Post by Mecron » Mon Apr 16, 2012 11:43 pm

actually the size of a large naval station results in a MASSIVE defence fleet presence...which allows the station to function much more openly as a shipyard and supply point. What was learned from the sots prime era is that expecting any sort of large station to defend itself was folly unless you were working with a hollowed out asteroid. As for distended vs localized...simply put, there is more coming and going and needing done with a large naval station than you can keep completely cetralized and still get it all done. Civilian designs tend towards the tight design because a) they are not primarily a capitol class shipyard and b) their presence is no gaurantee of a corresponsdingly large defense fleet. So they live with the lack of maximized usefulness.

JPThunda
Posts: 266
Joined: Tue Aug 16, 2011 4:26 am

Re: Human Station Design Philosophy

Post by JPThunda » Tue Apr 17, 2012 12:35 am

So they depend on the fleet for defenses almost exclusively, it still seems awkward that they would completely ignore point defense.
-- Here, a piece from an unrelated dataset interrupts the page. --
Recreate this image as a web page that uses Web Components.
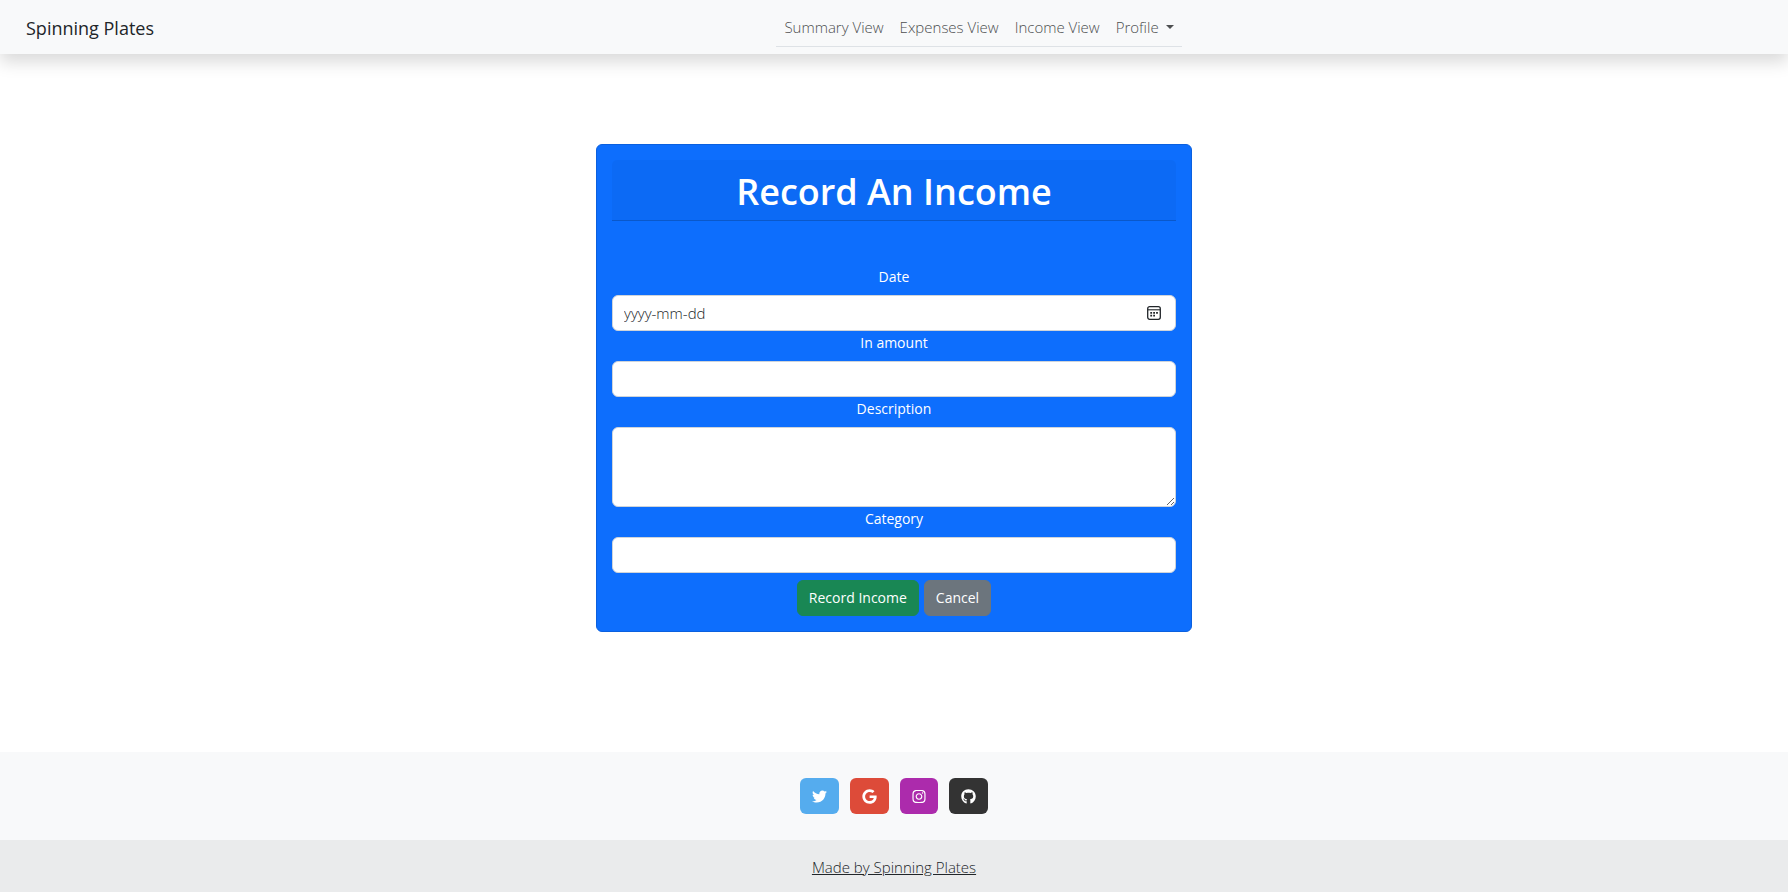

I wouldn't put it in my proposal, but I guess in the grim dark of the SotSverse......wait, wrong universe. :blush:

With the kind of sheer volume I guess decentralizing the assets might be a boon, or at least having multiple locations and in the form of the globes. That makes a lot of sense, actually. I kept thinking they were Star Trek-esque dry docks, but it would make more sense if they were separate and independent hubs. And the Civilian bit makes sense, despite their lack of guns.

Thanks for the enlightening post, gave me some more things to think about.